Court lets Borders sue JAWI for ‘improper’ prosecution
UPDATED @ 04:47:40 PM 25-06-2012
KUALA LUMPUR, June 25 — Bookstore operator Berjaya Books today won leave for a judicial review against the Federal Territory Islamic Affairs Department (JAWI) for what it claims was ‘improper’ prosecution against an employee and illegal seizure of a controversial book before it was banned by the Home Ministry.
Berjaya owns Borders Bookstores, whose store manager Nik Raina Nik Abdul Aziz was charged on June 19 in the Kuala Lumpur syariah court with distributing copies of a book by Canadian Muslim author Irshad Manji deemed to be against Islamic law (hukum syarak) and banned in Malaysia.
JAWI enforcers had raided the bookstore and seized Manji’s book titled “Allah, Liberty and Love” last May 23, but Borders note that the Home Ministry had only gazetted the book ban on May 29 and published it on June 14.
The Attorney-General's Chambers had asked for an adjournment of the ex-parte application, but the judge allowed the judicial review to go on without delay.
“The grounds for granting the leave for judicial review are there are merits to the case, it’s not premature, and the courts have jurisdiction,” Rosli Dahlan, the lawyer for Berjaya, told reporters at the Kuala Lumpur High Court today.
The matter was decided in chambers before High Court judge Rohana Yusof.
The hearing date for the judicial review has been set for September 5.

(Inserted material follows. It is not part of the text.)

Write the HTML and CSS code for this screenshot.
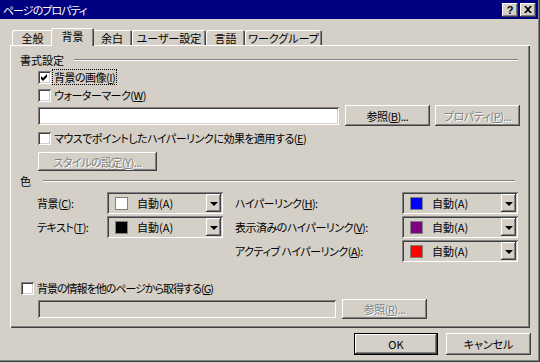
FILE: index.html
```html
<!DOCTYPE html>
<html lang="ja">
<head>
<meta charset="utf-8">
<title>ページのプロパティ</title>
<link rel="stylesheet" href="styles.css">
</head>
<body>
<div class="window">
  <div class="titlebar">
    <span class="title">ページのプロパティ</span>
    <div class="tb-buttons">
      <span class="tb-btn help">?</span>
      <span class="tb-btn close"><svg width="8" height="7" viewBox="0 0 8 7"><path d="M0 0h2l2 2 2-2h2L5 3.5 8 7H6L4 5 2 7H0l3-3.5z" fill="#000"/></svg></span>
    </div>
  </div>
  <div class="client">
    <div class="tabs">
      <div class="tab t-general">全般</div>
      <div class="tab active">背景</div>
      <div class="tab t-margin">余白</div>
      <div class="tab t-user">ユーザー設定</div>
      <div class="tab t-lang">言語</div>
      <div class="tab t-work">ワークグループ</div>
    </div>
    <div class="panel">
      <div class="group-head"><span>書式設定</span><span class="etch"></span></div>
      <div class="indent">
        <div class="check"><span class="box"><svg width="7" height="7" viewBox="0 0 7 7"><path d="M0 2l2 2 4-4v3L2 7 0 5z" fill="#000"/></svg></span><span class="focus">背景の画像(<u>I</u>)</span></div>
        <div class="check"><span class="box"></span><span>ウォーターマーク(<u>W</u>)</span></div>
        <div class="field-row">
          <span class="field f-image"></span>
          <span class="btn b-browse">参照(<u>B</u>)...</span>
          <span class="btn b-prop disabled">プロパティ(<u>P</u>)...</span>
        </div>
        <div class="check c-hover"><span class="box"></span><span>マウスでポイントしたハイパーリンクに効果を適用する(<u>E</u>)</span></div>
        <span class="btn b-style disabled">スタイルの設定(<u>Y</u>)...</span>
      </div>
      <div class="group-head g-color"><span>色</span><span class="etch"></span></div>
      <div class="colors">
        <div class="col col-left">
          <div class="crow"><span class="clabel l-left">背景(<u>C</u>):</span><div class="combo"><span class="swatch sw-white"></span><span class="ctext">自動(A)</span><span class="drop"><span class="arrow"></span></span></div></div>
          <div class="crow"><span class="clabel l-left">テキスト(<u>T</u>):</span><div class="combo"><span class="swatch sw-black"></span><span class="ctext">自動(A)</span><span class="drop"><span class="arrow"></span></span></div></div>
        </div>
        <div class="col col-right">
          <div class="crow"><span class="clabel l-right">ハイパーリンク(<u>H</u>):</span><div class="combo"><span class="swatch sw-blue"></span><span class="ctext">自動(A)</span><span class="drop"><span class="arrow"></span></span></div></div>
          <div class="crow"><span class="clabel l-right">表示済みのハイパーリンク(<u>V</u>):</span><div class="combo"><span class="swatch sw-purple"></span><span class="ctext">自動(A)</span><span class="drop"><span class="arrow"></span></span></div></div>
          <div class="crow"><span class="clabel l-right">アクティブ ハイパーリンク(<u>A</u>):</span><div class="combo"><span class="swatch sw-red"></span><span class="ctext">自動(A)</span><span class="drop"><span class="arrow"></span></span></div></div>
        </div>
      </div>
      <div class="check c-other"><span class="box"></span><span class="tight">背景の情報を他のページから取得する(<u>G</u>)</span></div>
      <div class="field-row r-other">
        <span class="field disabled-field f-other"></span>
        <span class="btn b-browse2 disabled">参照(<u>R</u>)...</span>
      </div>
    </div>
    <div class="footer">
      <span class="btn default b-ok">OK</span>
      <span class="btn b-cancel">キャンセル</span>
    </div>
  </div>
</div>
</body>
</html>
```
FILE: styles.css
```css
* { box-sizing: border-box; }
html, body { margin: 0; padding: 0; }
body {
  width: 540px;
  height: 363px;
  overflow: hidden;
  background: #d4d0c8;
  font-family: "Noto Sans CJK JP", "Liberation Sans", sans-serif;
  font-size: 11px;
  line-height: 14px;
  letter-spacing: -0.5px;
  color: #000;
  font-feature-settings: "palt" 1;
}
u { text-decoration: underline; text-underline-offset: 1px; }

.window {
  width: 540px;
  height: 362px;
  border-right: 1px solid #404040;
  border-bottom: 1px solid #404040;
  box-shadow: inset -1px -1px #808080;
  display: flex;
  flex-direction: column;
}

.titlebar {
  height: 19px;
  margin-right: 1px;
  background: #000080;
  color: #fff;
  display: flex;
  align-items: center;
  justify-content: space-between;
  padding: 0 2px 0 3px;
}
.title { font-size: 11px; letter-spacing: -1px; }
.tb-buttons { display: flex; gap: 1px; }
.tb-btn {
  width: 16px;
  height: 14px;
  background: #d4d0c8;
  color: #000;
  display: flex;
  align-items: center;
  justify-content: center;
  font-family: "Liberation Sans", sans-serif;
  font-weight: bold;
  font-size: 11px;
  letter-spacing: 0;
  box-shadow: inset -1px -1px #404040, inset 1px 1px #fff, inset -2px -2px #808080;
}
.tb-btn.close { margin-left: 1px; }

.client {
  padding: 0 8px 0 10px;
  display: flex;
  flex-direction: column;
}

.tabs {
  margin-top: 9px;
  height: 17px;
  display: flex;
  align-items: flex-end;
  margin-left: 2px;
}
.tab {
  height: 15px;
  padding: 1px 0 0 0;
  text-align: center;
  white-space: nowrap;
  letter-spacing: 0;
  box-shadow: inset 1px 1px #fff, inset -1px 0 #404040, inset -2px 0 #808080;
  border-top-left-radius: 2px;
  border-top-right-radius: 2px;
}
.t-general { width: 41px; }
.tab.active {
  width: 43px;
  height: 18px;
  margin: 0 -2px -1px -2px;
  position: relative;
  z-index: 2;
  background: #d4d0c8;
  padding-top: 1px;
}
.t-margin { width: 40px; }
.t-user { width: 74px; }
.t-lang { width: 39px; }
.t-work { width: 77px; }

.panel {
  position: relative;
  z-index: 1;
  width: 520px;
  height: 283px;
  padding: 8px 12px 0 10px;
  box-shadow: inset 1px 1px #fff, inset -1px -1px #404040, inset -2px -2px #808080;
}

.group-head {
  height: 14px;
  display: flex;
  align-items: center;
  gap: 10px;
  letter-spacing: 0;
}
.etch {
  flex: 1;
  height: 2px;
  border-top: 1px solid #808080;
  border-bottom: 1px solid #fff;
}
.g-color { margin-top: 3px; gap: 12px; padding-right: 3px; }

.indent { margin-left: 18px; display: flex; flex-direction: column; align-items: flex-start; }
.group-head + .indent { margin-top: 1px; }

.check {
  height: 18px;
  display: flex;
  align-items: center;
  gap: 3px;
  white-space: nowrap;
}
.tight { letter-spacing: -1px; }
.box {
  width: 13px;
  height: 13px;
  flex: none;
  background: #fff;
  display: flex;
  align-items: center;
  justify-content: center;
  box-shadow: inset 1px 1px #808080, inset -1px -1px #fff, inset 2px 2px #404040, inset -2px -2px #d4d0c8;
}
.focus { outline: 1px dotted #000; outline-offset: 0; padding: 0 1px; margin-left: -1px; }
.c-hover { margin-top: 3px; }

.field-row {
  height: 21px;
  display: flex;
  align-items: center;
  margin-top: 1px;
}
.field {
  height: 18px;
  background: #fff;
  box-shadow: inset 1px 1px #808080, inset -1px -1px #fff, inset 2px 2px #404040, inset -2px -2px #d4d0c8;
}
.disabled-field { background: #d4d0c8; }
.f-image { width: 301px; }
.f-other { width: 298px; }

.btn {
  height: 21px;
  display: flex;
  align-items: center;
  justify-content: center;
  background: #d4d0c8;
  white-space: nowrap;
  box-shadow: inset -1px -1px #404040, inset 1px 1px #fff, inset -2px -2px #808080;
}
.btn.disabled { color: #808080; text-shadow: 1px 1px 0 #fff; }
.b-browse { width: 85px; margin-left: 6px; }
.b-prop { width: 85px; margin-left: 5px; }
.b-style { width: 119px; height: 19px; margin-top: 5px; }

.colors {
  margin-top: 4px;
  margin-left: 17px;
  display: flex;
  gap: 12px;
}
.col { display: flex; flex-direction: column; gap: 2px; }
.crow { height: 22px; display: flex; align-items: center; }
.clabel { white-space: nowrap; }
.l-left { width: 70px; }
.l-right { width: 167px; }
.combo {
  width: 116px;
  height: 22px;
  display: flex;
  align-items: center;
  padding: 2px;
  letter-spacing: 0;
  box-shadow: inset 1px 1px #808080, inset -1px -1px #fff, inset 2px 2px #404040, inset -2px -2px #d4d0c8;
}
.swatch {
  width: 13px;
  height: 13px;
  margin-left: 6px;
  border: 1px solid #808080;
  flex: none;
}
.sw-white { background: #fff; }
.sw-black { background: #000; }
.sw-blue { background: #0000ff; }
.sw-purple { background: #800080; }
.sw-red { background: #ff0000; }
.ctext { margin-left: 9px; flex: 1; }
.drop {
  width: 15px;
  height: 18px;
  display: flex;
  align-items: center;
  justify-content: center;
  box-shadow: inset -1px -1px #404040, inset 1px 1px #fff, inset -2px -2px #808080;
}
.arrow {
  width: 0;
  height: 0;
  border-left: 4px solid transparent;
  border-right: 4px solid transparent;
  border-top: 4px solid #000;
  margin-top: 1px;
}

.c-other { margin-top: 17px; margin-left: 1px; }
.r-other { margin-left: 18px; margin-top: 1px; }
.b-browse2 { width: 85px; height: 20px; margin-left: 6px; }

.footer {
  margin-top: 5px;
  display: flex;
  justify-content: flex-end;
  gap: 8px;
  letter-spacing: 0;
}
.b-ok { width: 84px; height: 22px; }
.b-cancel { width: 85px; height: 22px; }
.btn.default {
  box-shadow: inset 0 0 0 1px #000, inset -2px -2px #404040, inset 2px 2px #fff, inset -3px -3px #808080;
}
```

The three applicants are Berjaya, Borders assistant general manager of operations and merchandising Stephen Fung and Borders Midvalley branch store manager Nik Raina.
They had sought leave for judicial review of the actions of JAWI, the home minister and the minister in the Prime Minister’s Department in charge of Islamic Religious Affairs.
In the submission, it was claimed that “JAWI’s action in raiding and seizing” the book at Borders and “arresting Nik Raina” was a “procedural impropriety” as the book was not banned then.
Since “the Syariah Offences Act is only applicable to Muslims” and “JAWI could not prosecute Borders and Stephen Fung as they are non-Muslims”, it is also claimed that JAWI’s prosecution of Nik Raina was done in bad faith and with an ulterior purpose.
Berjaya’s lawyers had also applied for a stay of proceedings of the syariah court case against Nik Raina in the same submission, but were told to file a separate application.
“But the court said that we will have to file it formally. Today was an ex-parte application and the court has told us to file another inter-parte application as the Attorney-General’s Chambers wants to contest it,” Rosli said.
Nik Raina has been charged under section 13 (1) of the Syariah Criminal Offences (Federal Territories) Act 1997, which carries a penalty of a RM3,000 fine or a maximum of two years’ jail or both.
Borders had earlier said that Nik Raina as a store manager “does not have influence or control over the selection of books”.